Non ci sono tracce scritte ma un invito privato, a voce, del capo per una misteriosa “settimana di team building”. Gaia, dipendente della Fondazione, una grossa istituzione culturale romana, ha intuito che ci fosse qualcosa che non tornava – forse le solite macchinazioni per controllare meglio i dipendenti – eppure ha accettato. Una volta giunta nel resort in montagna – che fin dalle prime è apparso “strano” per le ambientazioni e i personaggi che gravitavano attorno – osserva con sospetto perché per lei, ogni cosa, ne cela in realtà altre. Prova a cercare i colleghi, certa che siano camuffati tra camerieri e personale dell’albergo o che si stiano godendo lo spa tra le montagne. E invece niente. A tutto questo si aggiunge il suo chalet già occupato da un cliente e l’assenza di altri chalet liberi. Pian piano il disagio aumenta, Gaia non sa se pensare a un malinteso, a uno scherzo o a un’assurda performance artistica architettata dal capo.

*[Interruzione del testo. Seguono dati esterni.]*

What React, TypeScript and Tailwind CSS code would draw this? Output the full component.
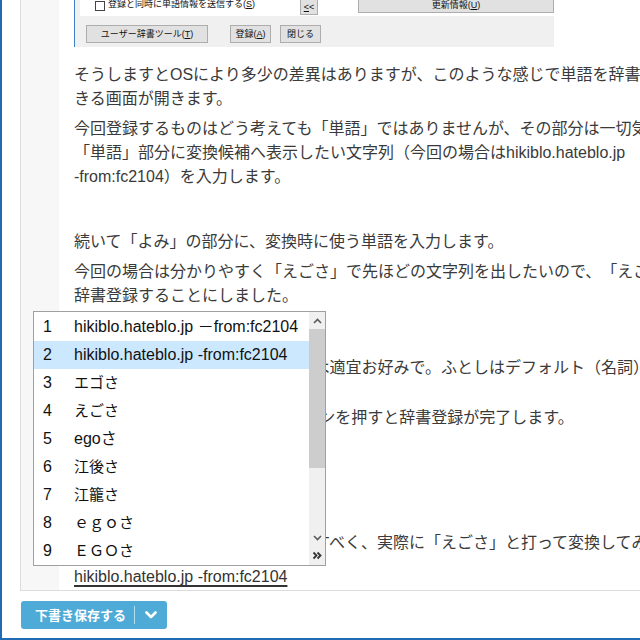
import clsx from 'clsx';

const candidates = [
  { text: 'hikiblo.hateblo.jp －from:fc2104', size: 'text-[16px]' },
  { text: 'hikiblo.hateblo.jp -from:fc2104', size: 'text-[16px]' },
  { text: 'エゴさ', size: 'text-[15px]' },
  { text: 'えごさ', size: 'text-[15px]' },
  { text: 'egoさ', size: 'text-[16px]' },
  { text: '江後さ', size: 'text-[15px]' },
  { text: '江籠さ', size: 'text-[15px]' },
  { text: 'ｅｇｏさ', size: 'text-[15px]' },
  { text: 'ＥＧＯさ', size: 'text-[15px]' },
];

const DialogShot = () => {
  return (
    <div className="flex h-[47px] w-[480px] flex-col border-l border-[#3b82c8] bg-[#f0f0f0] text-[9px] leading-[12px] text-[#111]">
      <div className="ml-[5px] flex h-[16px] items-start bg-white">
        <div className="flex w-[220px] items-start">
          <span className="ml-[15px] mt-[1px] h-[10px] w-[10px] border border-[#444] bg-white" />
          <span className="ml-[3px] -mt-[2px]">
            登録と同時に単語情報を送信する(<span className="underline">S</span>)
          </span>
        </div>
        <div className="flex h-[15px] w-[18px] items-center justify-center border-x border-b border-[#adadad] bg-[#e1e1e1]">
          <span className="underline">&lt;</span>&lt;
        </div>
        <div className="w-[40px]" />
        <div className="flex h-[13px] w-[196px] items-center justify-center border-x border-b border-[#adadad] bg-[#e1e1e1]">
          <span className="-mt-[2px]">
            更新情報(<span className="underline">U</span>)
          </span>
        </div>
      </div>
      <div className="flex flex-1 items-start pl-[11px] pt-[9px]">
        <div className="flex h-[18px] w-[122px] items-center justify-center border border-[#adadad] bg-[#e1e1e1]">
          ユーザー辞書ツール(<span className="underline">T</span>)
        </div>
        <div className="ml-[22px] flex h-[18px] w-[41px] items-center justify-center border border-[#adadad] bg-[#e1e1e1]">
          登録(<span className="underline">A</span>)
        </div>
        <div className="ml-[9px] flex h-[18px] w-[41px] items-center justify-center border border-[#adadad] bg-[#e1e1e1]">
          閉じる
        </div>
      </div>
    </div>
  );
};

const CandidateWindow = () => {
  return (
    <div className="absolute left-[31px] top-[311px] flex h-[255px] w-[293px] border border-[#a0a0a0] bg-white text-[#111]">
      <div className="w-[275px] pt-[1px]">
        {candidates.map((c, i) => (
          <div key={i} className={clsx('flex h-[28px] items-center', i === 1 && 'bg-[#cce8ff]')}>
            <span className="w-[40px] pl-[9px] text-[16px]">{i + 1}</span>
            <span className={clsx('whitespace-nowrap', c.size)}>{c.text}</span>
          </div>
        ))}
      </div>
      <div className="flex w-[16px] flex-col bg-[#f0f0f0]">
        <div className="flex h-[17px] items-center justify-center">
          <svg width="9" height="6" viewBox="0 0 9 6">
            <path d="M1 5 4.5 1.5 8 5" stroke="#5a5a5a" strokeWidth="1.6" fill="none" />
          </svg>
        </div>
        <div className="h-[139px] bg-[#cdcdcd]" />
        <div className="flex-1" />
        <div className="flex h-[16px] items-center justify-center">
          <svg width="9" height="6" viewBox="0 0 9 6">
            <path d="M1 1 4.5 4.5 8 1" stroke="#5a5a5a" strokeWidth="1.6" fill="none" />
          </svg>
        </div>
        <div className="flex h-[19px] items-center justify-center">
          <svg width="11" height="9" viewBox="0 0 11 9">
            <path d="M1.5 1.5 4.5 4.5 1.5 7.5M5.5 1.5 8.5 4.5 5.5 7.5" stroke="#333" strokeWidth="1.8" fill="none" />
          </svg>
        </div>
      </div>
    </div>
  );
};

const SaveButton = () => {
  return (
    <div className="flex h-[28px] w-[146px] items-center rounded-[3px] bg-[#4eaad6] text-white">
      <span className="pl-[14px] pr-[8px] text-[13px] font-semibold leading-none">下書き保存する</span>
      <span className="h-[18px] w-px bg-white/60" />
      <span className="flex flex-1 justify-center">
        <svg width="12" height="8" viewBox="0 0 12 8">
          <path d="M1.5 1.5 6 6l4.5-4.5" stroke="white" strokeWidth="2.6" fill="none" strokeLinecap="round" strokeLinejoin="round" />
        </svg>
      </span>
    </div>
  );
};

export default function App() {
  return (
    <div className="relative h-[640px] w-[640px] overflow-hidden border-b-2 border-l-2 border-[#1f6cb5] bg-white font-['Liberation_Sans','Noto_Sans_CJK_JP',sans-serif] [text-spacing-trim:space-all]">
      <div className="ml-[18px] flex h-[591px] w-[720px] border-b border-l border-[#dcdcdc]">
        <div className="w-[38px] shrink-0 bg-[#f7f7f7]" />
        <div className="flex-1 pl-[15px] text-[16px] leading-[24px] text-[#3a3a3a]">
          <DialogShot />
          <p className="mt-[16px] w-[628px]">
            そうしますとOSにより多少の差異はありますが、このような感じで単語を辞書登録できる画面が開きます。
          </p>
          <p className="mt-[6px] w-[628px]">
            今回登録するものはどう考えても「単語」ではありませんが、その部分は一切気にせず「単語」部分に変換候補へ表示したい文字列（今回の場合はhikiblo.hateblo.jp{' '}
            <span className="whitespace-nowrap">-from:fc2104）</span>を入力します。
          </p>
          <p className="mt-[41px] w-[628px]">続いて「よみ」の部分に、変換時に使う単語を入力します。</p>
          <p className="mt-[6px] w-[628px]">
            今回の場合は分かりやすく「えごさ」で先ほどの文字列を出したいので、「えごさ」で辞書登録することにしました。
          </p>
          <p className="mt-[48px] w-[628px]">
            「品詞」などその他の部分の設定は適宜お好みで。ふとしはデフォルト（名詞）のままにしています。
          </p>
          <p className="mt-[2px] w-[628px]">最後に左下にある「登録(A)」ボタンを押すと辞書登録が完了します。</p>
          <p className="mt-[101px] w-[628px]">
            辞書にちゃんと登録できたか確認すべく、実際に「えごさ」と打って変換してみます。
          </p>
          <p className="mt-[10px] w-[628px]">
            <span className="text-[#333] underline decoration-2 underline-offset-[3px]">hikiblo.hateblo.jp -from:fc2104</span>
          </p>
        </div>
      </div>
      <div className="mt-[10px] pl-[19px]">
        <SaveButton />
      </div>
      <CandidateWindow />
    </div>
  );
}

Inizia così una vicenda paradossale di abusi sul lavoro raccontata da Gaia a Francesco, che ne riporta minuziosamente la cronaca. Il capo (Mondadori) di Francesco Pacifico è il resoconto a metà tra narrazione e presa diretta di un’esperienza surreale che nella mente di Gaia sembra avere echi da Truman Show.
Gaia cerca conferme chiamando una collega che è rimasta in Fondazione, si confronta con la sua ragazza, prova – andando a ritroso con la mente – a ricostruire la sua storia lavorativa ponendosi un bel po’ di domande purtroppo destinate a rimanere senza risposte. Perché “il capo” le ha detto di non parlare di quel viaggio con gli altri dell’ufficio? Perché non le ha ancora confermato la “lead” sul nuovo progetto? Ma soprattutto, perché non è lì e non le risponde al telefono?
Nel frattempo incontra un collega, sulle prime irriconoscibile, “il ragioniere” con il quale ripercorre alcuni accadimenti alla Fondazione e vicende private del Capo. Una figura, quest’ultima, che confonde in un sottile gioco tra realtà e apparenze e che l’autore è molto abile a descrivere. Così come è abile, Pacifico, a delineare una trama nella quale i soprusi assumono forme latenti. C’è un senso di oppressione e claustrofobia, quasi, che caratterizza Il capo e che arriva, forte al lettore. Sono molti anni, del resto, che Pacifico lavora, attraverso la scrittura, alla decostruzione del proprio privilegio di classe e di genere.
Francesco Pacifico, romano, nato nel 1977, ha scritto i romanzi Il caso Vittorio (minimum fax, 2003), Storia della mia purezza (Mondadori, 2010), Class (Mondadori, 2014, nuova edizione 2021), Le donne amate (Rizzoli, 2018). Ha pubblicato anche la raccolta di saggi letterari Seminario sui luoghi comuni (minimum fax, 2012), il saggio Io e Clarissa Dalloway (Marsilio, 2020) e la raccolta di racconti Solo storie di sesso (nottetempo, 2022). Molti dei suoi romanzi sono tradotti in America e nel Regno Unito. Collabora con diversi quotidiani e riviste, italiane e internazionali. È fondatore e editor della rivista online “Il Tascabile” e ha tradotto numerosi autori stranieri, tra cui Fitzgerald, Vonnegut e Miller.